This is a question we get at Emergenetics International all the time…What is the best personality for a leader? How can I find the ideal leader for my organization? Are all leaders visionaries? Should they be?
We’re here to tell you that, of course, there are no easy answers…leadership is a unique idea because it encompasses so many elements of personality, skills, experience, drive, motivation and overall outlook. That’s not to say that there aren’t experts who try to come up with a leadership profile or pinpoint the right personality for leaders…
Take a look at this article in the Harvard Business Review from Brad Power. He contends that leadership at a CEO level is often concentrated with people who “love to operate in a world of ideas” and have “no end of theories, analysis, possible futures and ‘What If’ scenarios”. What he says is lacking are the personality traits that build on processes and implementation—those focused and skilled at “process improvement”.
Hmm, sounds pretty similar to equating an Abstract Emergenetics Thinker with preferences in Analytical and Conceptual to the common CEO or leader and viewing a dearth in leadership from the Structural (Green) Preference…
Actually, Power goes on to reference a consultant who uses extremely similar measures to Emergenetics in the way to characterize personality (this expert, Susaan Strauss defines it as Analytical, Conceptual, People and Process). And HBR isn’t the only resource looking at this – there are countless articles trying to pinpoint personality with leadership. So what is the best personality for leaders?

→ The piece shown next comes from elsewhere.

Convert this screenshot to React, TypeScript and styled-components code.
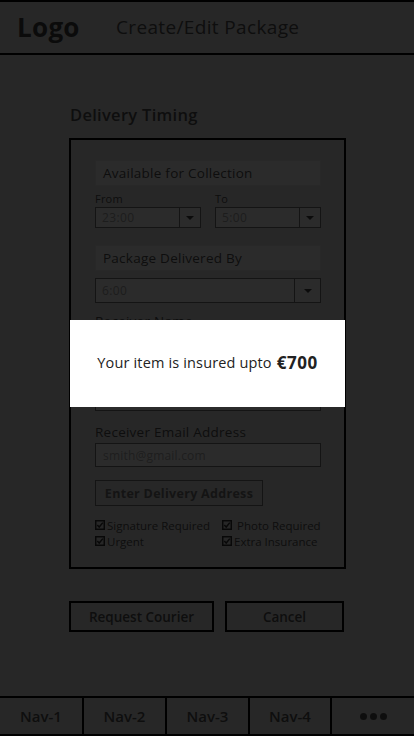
import React from "react";
import styled, { createGlobalStyle } from "styled-components";

const Global = createGlobalStyle`
  html, body { margin: 0; padding: 0; }
  body { font-family: "Open Sans", "Liberation Sans", sans-serif; background: #e6e6e6; }
  * { box-sizing: border-box; }
`;

const Page = styled.div`
  position: relative;
  width: 414px;
  height: 736px;
  display: flex;
  flex-direction: column;
  background: #e6e6e6;
  color: #555;
  overflow: hidden;
`;

const Header = styled.header`
  height: 55px;
  flex: none;
  display: flex;
  align-items: center;
  border-top: 2px solid #000;
  border-bottom: 2px solid #000;
  padding: 0 0 2px 17px;
`;

const Logo = styled.div`
  font-size: 26px;
  font-weight: 700;
  color: #444;
  width: 99px;
  letter-spacing: 0.3px;
`;

const Title = styled.div`
  font-size: 19px;
  letter-spacing: 0.35px;
  color: #555;
`;

const Main = styled.main`
  flex: 1;
  padding: 50px 68px 0 69px;
  display: flex;
  flex-direction: column;
`;

const SectionTitle = styled.h2`
  margin: 0 0 13px 1px;
  font-size: 16.5px;
  line-height: 20px;
  letter-spacing: 0.3px;
  font-weight: 600;
  color: #555;
`;

const Card = styled.section`
  border: 2px solid #000;
  padding: 20px 23px 18px 24px;
  display: flex;
  flex-direction: column;
`;

const LabelBox = styled.div<{ $mt?: number }>`
  height: 26px;
  margin-top: ${(p) => p.$mt ?? 0}px;
  background: #fff;
  border: 1px solid #eee;
  display: flex;
  align-items: center;
  padding-left: 7px;
  font-size: 13.5px;
  letter-spacing: 0.25px;
`;

const TwoCols = styled.div`
  display: grid;
  grid-template-columns: 1fr 1fr;
  column-gap: 14px;
  margin-top: 6px;
`;

const Field = styled.div`
  display: flex;
  flex-direction: column;
`;

const SmallLabel = styled.div`
  font-size: 11px;
  line-height: 14px;
  margin-bottom: 1px;
  letter-spacing: 0.2px;
`;

const Select = styled.div<{ $h: number }>`
  height: ${(p) => p.$h}px;
  border: 1px solid #777;
  display: flex;
  align-items: stretch;
  background: #fff;
`;

const SelectValue = styled.div`
  flex: 1;
  display: flex;
  align-items: center;
  padding-left: 6px;
  font-size: 12px;
  letter-spacing: 0.4px;
  color: #aaa;
`;

const SelectArrow = styled.div<{ $w: number }>`
  width: ${(p) => p.$w}px;
  border-left: 1px solid #777;
  display: flex;
  align-items: center;
  justify-content: center;
  &::after {
    content: "";
    border-left: 4px solid transparent;
    border-right: 4px solid transparent;
    border-top: 4px solid #444;
  }
`;

const FieldLabel = styled.div<{ $mt: number }>`
  margin-top: ${(p) => p.$mt}px;
  font-size: 13.5px;
  letter-spacing: 0.25px;
  line-height: 16px;
  margin-bottom: 3px;
`;

const Input = styled.div<{ $mt?: number }>`
  height: 24px;
  margin-top: ${(p) => p.$mt ?? 0}px;
  border: 1px solid #777;
  background: #fff;
  display: flex;
  align-items: center;
  padding-left: 7px;
  font-size: 12px;
  letter-spacing: 0.2px;
  color: #b0b0b0;
`;

const OutlineButton = styled.div`
  align-self: flex-start;
  margin-top: 13px;
  width: 168px;
  height: 26px;
  border: 1px solid #777;
  display: flex;
  align-items: center;
  justify-content: center;
  font-size: 12.5px;
  letter-spacing: 0.3px;
  font-weight: 700;
  color: #777;
`;

const Checks = styled.div`
  display: grid;
  grid-template-columns: 127px 1fr;
  margin-top: 11px;
`;

const Check = styled.div`
  display: flex;
  align-items: center;
  gap: 2px;
  height: 16px;
  font-size: 11.5px;
`;

const Actions = styled.div`
  display: flex;
  gap: 11px;
  margin-top: 32px;
`;

const ActionButton = styled.div<{ $w: number }>`
  width: ${(p) => p.$w}px;
  height: 31px;
  border: 2px solid #000;
  display: flex;
  align-items: center;
  justify-content: center;
  font-size: 13.5px;
  font-weight: 600;
  color: #555;
`;

const Nav = styled.nav`
  flex: none;
  height: 40px;
  border-top: 2px solid #000;
  border-bottom: 2px solid #000;
  display: grid;
  grid-template-columns: 84px 83px 83px 82px 1fr;
`;

const NavItem = styled.div<{ $last?: boolean }>`
  display: flex;
  align-items: center;
  justify-content: center;
  font-size: 15px;
  font-weight: 600;
  color: #555;
  border-right: ${(p) => (p.$last ? "none" : "2px solid #000")};
`;

const Dots = styled.div`
  display: flex;
  gap: 3px;
  span {
    width: 7px;
    height: 7px;
    border-radius: 50%;
    background: #555;
  }
`;

const Overlay = styled.div`
  position: absolute;
  inset: 0;
  background: rgba(0, 0, 0, 0.83);
`;

const Modal = styled.div`
  position: absolute;
  left: 70px;
  top: 320px;
  width: 275px;
  height: 87px;
  background: #fff;
  display: flex;
  align-items: center;
  justify-content: center;
  font-size: 14.5px;
  letter-spacing: 0.15px;
  color: #222;
  padding-bottom: 3px;
  b {
    font-size: 17px;
    font-weight: 700;
    letter-spacing: 0.5px;
    margin-left: 5px;
  }
`;

const CheckIcon = () => (
  <svg width="10" height="10" viewBox="0 0 10 10">
    <rect x="0.75" y="0.75" width="8.5" height="8.5" fill="none" stroke="#333" strokeWidth="1.5" />
    <path d="M2.3 5 L4.2 7 L7.8 2.6" fill="none" stroke="#333" strokeWidth="1.5" />
  </svg>
);

export default function App() {
  return (
    <>
      <Global />
      <Page>
        <Header>
          <Logo>Logo</Logo>
          <Title>Create/Edit Package</Title>
        </Header>
        <Main>
          <SectionTitle>Delivery Timing</SectionTitle>
          <Card>
            <LabelBox>Available for Collection</LabelBox>
            <TwoCols>
              <Field>
                <SmallLabel>From</SmallLabel>
                <Select $h={21}>
                  <SelectValue>23:00</SelectValue>
                  <SelectArrow $w={21} />
                </Select>
              </Field>
              <Field>
                <SmallLabel>To</SmallLabel>
                <Select $h={21}>
                  <SelectValue>5:00</SelectValue>
                  <SelectArrow $w={21} />
                </Select>
              </Field>
            </TwoCols>
            <LabelBox $mt={17}>Package Delivered By</LabelBox>
            <div style={{ height: 7 }} />
            <Select $h={25}>
              <SelectValue>6:00</SelectValue>
              <SelectArrow $w={26} />
            </Select>
            <FieldLabel $mt={10}>Receiver Name</FieldLabel>
            <Input />
            <Input $mt={31} />
            <FieldLabel $mt={13}>Receiver Email Address</FieldLabel>
            <Input>smith@gmail.com</Input>
            <OutlineButton>Enter Delivery Address</OutlineButton>
            <Checks>
              <Check><CheckIcon />Signature Required</Check>
              <Check><CheckIcon />&nbsp;Photo Required</Check>
              <Check><CheckIcon />Urgent</Check>
              <Check><CheckIcon />Extra Insurance</Check>
            </Checks>
          </Card>
          <Actions>
            <ActionButton $w={145}>Request Courier</ActionButton>
            <ActionButton $w={119}>Cancel</ActionButton>
          </Actions>
        </Main>
        <Nav>
          <NavItem>Nav-1</NavItem>
          <NavItem>Nav-2</NavItem>
          <NavItem>Nav-3</NavItem>
          <NavItem>Nav-4</NavItem>
          <NavItem $last>
            <Dots><span /><span /><span /></Dots>
          </NavItem>
        </Nav>
        <Overlay />
        <Modal>
          Your item is insured upto<b>€700</b>
        </Modal>
      </Page>
    </>
  );
}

Well, in our research and work, it isn’t about a Profile, preference or personality, but has to do more with inherent qualities that are uniquely bolstered by each individual’s approach. These qualities are:
- Successful leaders have an energy for learning. This energy extends beyond an understanding about their business and in to other areas of their life. In short, they are intellectually curious.
- Successful leaders have generally faced adversity and often failed at some point in their careers. They perserved through this difficult experience, and learned important lessons that ultimately made them successful.
- Successful leaders all employ a diverse repetoire of behaviors that allowed them to communicate with employees and associates from all backgrounds, even though it wasn’t necessarily their initial preference.
Emergenetics Profiles do not indicate whether a person will be a leader. What they do indicate though, is the best way to maximize an individual’s strengths and preferences to cultivate his/her natural leadership skills.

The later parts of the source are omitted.